Contrairement à M. Sourang,  Pape Diop retient dans le comportement de Ousmane Sonko un manque de respect envers la Justice alors qu’il a toujours voulu qu’un procès se tienne. « Il a manqué de respect à la Justice et loi qu’il veut incarner demain ; nul n’est au-dessus de la loi et si vraiment il est sûr de lui-même et de ce qu’il avance, son rôle et devoir est d’aller répondre à cette justice pour que la lumière soit faite », conseille M. Diop.

Pour Pape Diop, un homme qui aspire à diriger ce pays, qui a toujours prôné la droiture et qui incarne l’homme parfait doit montrer le bon exemple. Monsieur explique : « Nous savons tous que l’indépendance de la justice est une réalité au Sénégal, et l’affaire Sweet beauté est une affaire privée qui concerne deux personnes, lui et Mademoiselle Adji Sarr qui a porté plainte contre lui, et, mieux, il reconnaît lui même qu’il était sur les lieux ce jour-là.
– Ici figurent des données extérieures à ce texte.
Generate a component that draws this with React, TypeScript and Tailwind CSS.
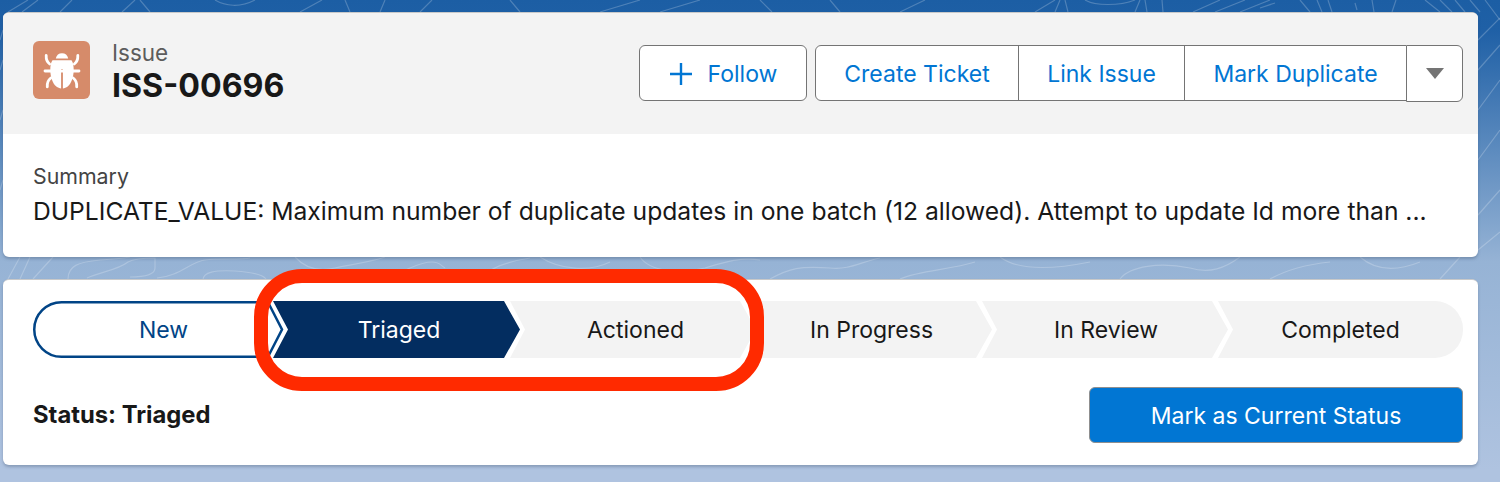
import React from "react";

const stageClip =
  "[clip-path:polygon(0_0,calc(100%-16px)_0,100%_50%,calc(100%-16px)_100%,0_100%,15px_50%)]";

function Bug() {
  return (
    <svg viewBox="0 0 57 58" className="h-[58px] w-[57px]" aria-hidden="true">
      <path d="M22.800 17.500c.7-3.300 3-5.200 6.200-5.200s5.500 1.900 6.200 5.200z" fill="#fff" />
      <path d="M19.500 19.300h19c1.800 2.500 2.200 6 2.200 9.700 0 7-2.400 13.500-6 16.500-1.500 1.200-3.300 1.800-4.800 2V28h-1.800v19.500c-1.500-.2-3.300-.8-4.800-2-3.600-3-6-9.500-6-16.500 0-3.700.4-7.200 2.200-9.700z" fill="#fff" />
      <g fill="none" stroke="#fff" strokeWidth="2.800" strokeLinecap="round">
        <path d="M13.200 14.500c-.2 3.800.8 6.500 3.500 8.500" />
        <path d="M44.800 14.500c.2 3.800-.8 6.500-3.500 8.500" />
        <path d="M12 30h34" />
        <path d="M14.300 45.800c-.3-3.800.8-6.800 3.500-8.800" />
        <path d="M43.700 45.800c.3-3.800-.8-6.800-3.500-8.800" />
      </g>
    </svg>
  );
}

function Contours() {
  return (
    <svg className="absolute inset-0 h-full w-full" viewBox="0 0 1500 482" preserveAspectRatio="none" aria-hidden="true">
      <g fill="none" stroke="#ffffff" strokeOpacity="0.22" strokeWidth="1.200">
        <path d="M8 12 28 0M22 12 38 0M60 12 72 0M122 12 135 0M140 0 150 12M215 0C225 6 240 8 255 0M300 12 322 0M345 0 350 12M385 0 380 12M420 12 432 0M510 0 520 12M600 12 640 0M660 12 700 0M760 0 772 12M830 0 840 12M900 12 925 0" />
        <path d="M1035 12 1055 0M1055 12 1060 0M1065 0 1068 12M1085 0C1095 6 1120 6 1135 0M1135 12 1140 0M1145 0 1147 12M1162 0 1163 12M1193 12 1220 0M1215 12 1245 0M1240 12 1270 0M1260 8 1275 3M1300 0 1310 12M1317 0 1322 12M1328 0 1332 12M1355 3 1357 10M1372 0 1374 12M1392 12 1396 0M1425 0 1440 12M1440 0 1452 12M1455 0 1465 12M1470 0 1480 12M1485 0 1500 20" />
        <path d="M0 40 3 30M0 70 3 60M0 120 3 110M0 190 3 180M1478 40 1500 18M1478 70 1500 45M1478 110 1500 80M1478 160 1500 130M1478 215 1500 190M1478 250 1500 232" />
        <path d="M8 279 20 257M20 279 30 257M33 279 53 257M68 279C68 266 78 262 100 260 115 259 125 258 130 257M87 278C100 272 118 270 128 262 135 258 150 258 155 258V268C155 275 145 277 130 277M157 278C180 276 190 262 205 260 220 258 240 260 250 258M203 280C203 272 215 270 235 271 250 272 262 274 266 279M295 257C305 268 318 272 335 268 355 264 370 262 385 257M392 272C405 274 415 262 432 262 440 262 440 265 445 268M480 279C490 268 505 262 530 258M540 257C560 270 590 272 610 262M640 257C650 272 680 274 705 268 725 262 740 257 760 260M770 279C790 268 800 266 830 268 850 270 860 262 880 258M900 279C920 270 950 270 975 262M1000 257C1020 272 1060 268 1090 262M1120 279C1130 266 1160 262 1190 268 1210 274 1225 268 1240 257M1270 279C1290 268 1310 264 1330 262M1360 257C1375 270 1395 272 1420 262M1440 279 1460 257" />
      </g>
    </svg>
  );
}

export default function App() {
  return (
    <div className="relative h-[482px] w-[1500px] overflow-hidden bg-[linear-gradient(to_bottom,#1c5ea4_0px,#1f60a6_30px,#96b3d5_262px,#afc3e0_470px,#afc3e0_100%)] pt-3 pl-[3px] font-['Inter','Liberation_Sans',sans-serif]">
      <Contours />

      <section className="relative h-[245px] w-[1475px] overflow-hidden rounded-md border-t border-[#c9c9c9] bg-white shadow-[0_2px_3px_rgba(60,80,110,0.35)]">
        <header className="flex h-[121px] items-start justify-between bg-[#f3f3f3] pt-[28px] pr-[15px] pl-[30px]">
          <div className="flex items-start gap-[22px]">
            <div className="h-[58px] w-[57px] rounded-md bg-[#d68b6a]">
              <Bug />
            </div>
            <div>
              <div className="text-[22.500px] leading-[24px] text-[#5c5c5c]">Issue</div>
              <div className="mt-[3px] text-[32.200px] leading-[36px] font-bold text-[#181818]">ISS-00696</div>
            </div>
          </div>

          <div className="flex items-start gap-2 pt-[4px] text-[23px] text-[#0176d3]">
            <button className="flex h-[56px] w-[168px] items-center justify-center gap-[15px] rounded-md border border-[#747474] bg-white pt-[2px]">
              <svg viewBox="0 0 24 24" className="h-[24px] w-[24px]" fill="none" stroke="#0176d3" strokeWidth="2.400" aria-hidden="true">
                <path d="M12 1v22M1 12h22" />
              </svg>
              Follow
            </button>
            <div className="flex items-start">
              <button className="h-[56px] w-[204px] rounded-l-md border border-[#747474] bg-white pt-[2px]">Create Ticket</button>
              <button className="-ml-px h-[56px] w-[167px] border border-[#747474] bg-white pt-[2px]">Link Issue</button>
              <button className="-ml-px h-[56px] w-[222px] border-y border-l border-[#747474] bg-white pt-[2px]">Mark Duplicate</button>
              <button className="flex h-[57px] w-[57px] items-center justify-center rounded-r-md rounded-bl-none border border-[#747474] bg-white">
                <svg viewBox="0 0 20 13" className="h-[13px] w-[20px]" aria-hidden="true">
                  <path d="M1 1h18L10 12z" fill="#747474" />
                </svg>
              </button>
            </div>
          </div>
        </header>

        <div className="pt-[28px] pl-[30px] text-[#181818]">
          <div className="text-[21.300px] leading-[28px] text-[#444444]">Summary</div>
          <div className="mt-[5px] text-[24.650px] leading-[32px] whitespace-nowrap">
            DUPLICATE_VALUE: Maximum number of duplicate updates in one batch (12 allowed). Attempt to update Id more than ...
          </div>
        </div>
      </section>

      <section className="relative mt-[22px] h-[186px] w-[1475px] rounded-md border-t border-[#c9c9c9] bg-white pt-[21px] pr-[15px] pl-[30px] shadow-[0_2px_3px_rgba(60,80,110,0.35)]">
        <div className="flex h-[57px] w-[1430px] text-[23px]">
          <div className="relative flex h-full w-[251px] shrink-0 items-center justify-center pt-[1px] pl-[10px] text-[#014486]">
            <svg viewBox="0 0 251 57" className="absolute inset-0 h-full w-full" fill="none" aria-hidden="true">
              <path d="M235 1.250H28.500a27.250 27.250 0 0 0 0 54.500H235L249 28.500z" stroke="#014486" strokeWidth="2.500" />
            </svg>
            <span className="relative">New</span>
          </div>
          <div className={`-ml-[11px] flex h-full w-[247px] shrink-0 items-center justify-center bg-[#032d60] pt-[2px] pl-[5px] text-white ${stageClip}`}>Triaged</div>
          <div className={`-ml-[10px] flex h-full w-[246px] shrink-0 items-center justify-center bg-[#f3f3f3] pt-[2px] pl-[5px] text-[#181818] ${stageClip}`}>Actioned</div>
          <div className={`-ml-[10px] flex h-full w-[246px] shrink-0 items-center justify-center bg-[#f3f3f3] pt-[2px] pl-[5px] text-[#181818] ${stageClip}`}>In Progress</div>
          <div className={`-ml-[10px] flex h-full w-[246px] shrink-0 items-center justify-center bg-[#f3f3f3] pt-[2px] pl-[2px] text-[#181818] ${stageClip}`}>In Review</div>
          <div className="-ml-[10px] flex h-full min-w-0 flex-1 items-center justify-center rounded-r-[28px] bg-[#f3f3f3] pt-[2px] text-[#181818] [clip-path:polygon(0_0,100%_0,100%_100%,0_100%,15px_50%)]">Completed</div>
        </div>

        <div className="mt-[29px] flex items-center justify-between">
          <div className="text-[23.800px] leading-[30px] font-bold text-[#181818]">Status: Triaged</div>
          <button className="h-[56px] w-[374px] rounded-md border border-[#8f8f8f] bg-[#0176d3] pt-[2px] text-[23px] text-white">Mark as Current Status</button>
        </div>
      </section>

      <div className="absolute top-[269px] left-[254px] h-[122px] w-[510px] rounded-[48px] border-[14px] border-[#ff2a00]" />
    </div>
  );
}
Si le juge a pris une décision de les envoyer devant la chambre criminelle, je pense qu’il à suffisamment d’éléments nécessaires pour le faire, donc le mieux c’est qu’il aille répondre devant les juridictions de ce pays ; mais vouloir entraîner ce pays dans un chao est inadmissible et l’Etat veillera à ce que les Sénégalaises et Sénégalais puissent vaquer tranquillement à leurs occupations ».

D’après son entendement, Ousmane Qonko a dépassé les limites non seulement en menaçant le président Macky Sall, mais d’appeler ses militants à identifier la maison des responsables APR et de s’organiser partout dans chaque région, pour faire quoi, peut-être brûler le pays.

C’est un appel à l’insurrection et qui est condamnable par notre justice, selon Pape Diop.

Hormis le discours, la manière dont le peuple a montré son attachement au leader de Pastef mérite une étude approfondie. Sa montée fulgurante  est une énigme, sa source d’audace étonnante.